Migration is where sovereignty projects succeed or stall. Many organisations know they need alternatives to Big Tech but delay action because moving years of content, permissions and workflows feels too risky. That hesitation is rational. Bad migrations create business disruption, user resistance and governance gaps.

That is why migration technology belongs on any list of the best tools for digital sovereignty. It is not an optional service layer. It is a strategic enabler. The strongest migration approaches preserve metadata, access rights, folder structures and collaboration context so users can continue working without a painful reset.

This is also where managed delivery matters. Tooling alone rarely solves the problem. A service-led approach can reduce cutover time, avoid data loss and turn a politically difficult programme into a fast, controlled transition. That is one reason platforms such as Qsentinel are gaining traction with organisations that want to move away from Microsoft-centric environments without sacrificing usability or compliance readiness.

How to choose the best tools for digital sovereignty

Do not start with a product shortlist. Start with your exposure. Which workloads contain regulated data? Which vendors create jurisdictional risk? Which tools increase lock-in? Which platforms would stop the business if they failed tomorrow?

From there, assess tools against five hard criteria: legal control, technical control, operational resilience, migration feasibility and user adoption. If a tool looks sovereign in marketing terms but fails on any of those, it will create problems later.
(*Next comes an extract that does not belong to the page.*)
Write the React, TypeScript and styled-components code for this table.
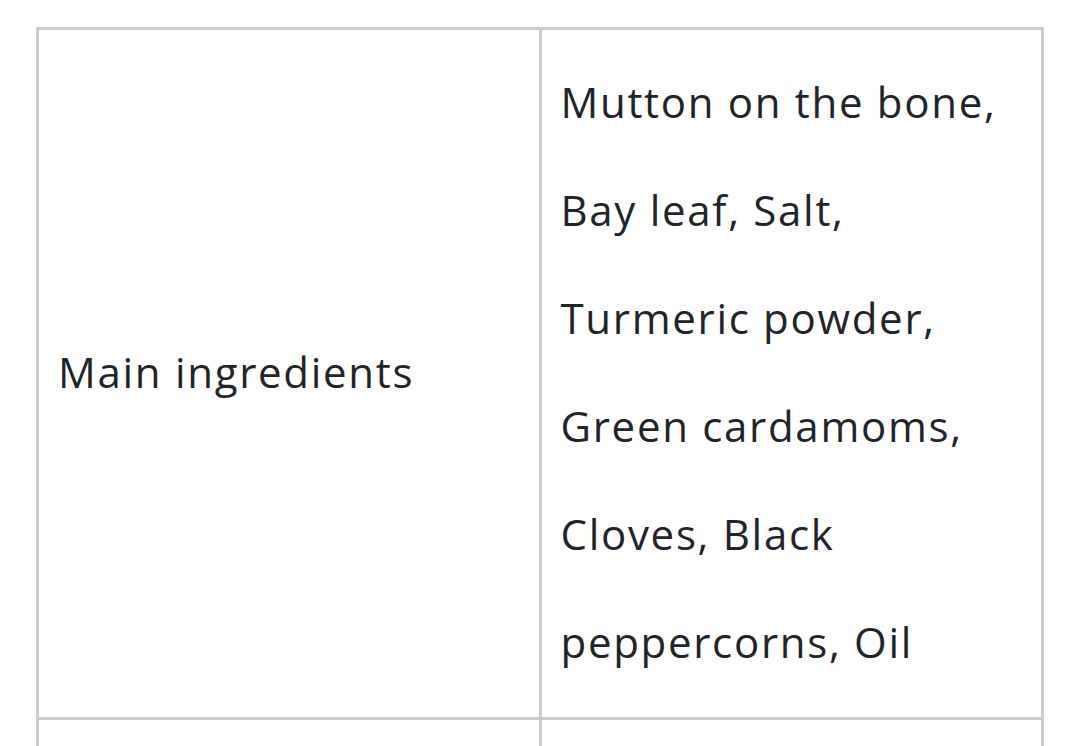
import React from "react";
import styled, { createGlobalStyle } from "styled-components";

const GlobalStyle = createGlobalStyle`
  html, body {
    margin: 0;
    padding: 0;
    background: #ffffff;
  }
  body {
    font-family: "Open Sans", "Noto Sans", sans-serif;
    color: #212529;
  }
`;

const Page = styled.div`
  padding: 27px 36px 0 36px;
`;

const Table = styled.table`
  width: 1008px;
  border-collapse: collapse;
  table-layout: fixed;
  border: 3px solid #cccccc;
`;

const Cell = styled.td<{ $empty?: boolean }>`
  border: 3px solid #cccccc;
  padding: 18px 21px 21px 19px;
  font-size: 42px;
  letter-spacing: 1.7px;
  line-height: 108px;
  vertical-align: middle;
  color: #212529;
  height: ${(p) => (p.$empty ? "150px" : "auto")};
`;

export default function App() {
  return (
    <>
      <GlobalStyle />
      <Page>
        <Table>
          <tbody>
            <tr>
              <Cell>Main ingredients</Cell>
              <Cell>
                Mutton on the bone, Bay leaf, Salt, Turmeric powder, Green
                cardamoms, Cloves, Black peppercorns, Oil
              </Cell>
            </tr>
            <tr>
              <Cell $empty />
              <Cell $empty />
            </tr>
          </tbody>
        </Table>
      </Page>
    </>
  );
}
It also helps to think in layers. Collaboration, storage, identity, encryption, recovery and AI should reinforce one another. A sovereign file platform paired with foreign identity and unmanaged messaging is only partially sovereign. Partial sovereignty may be an improvement, but it should not be mistaken for end-state control.

The strongest organisations are not buying tools to make a statement. They are building a stack that keeps critical work under their own authority, remains defensible under regulation, and stays available when the pressure is real. That is the standard worth designing for.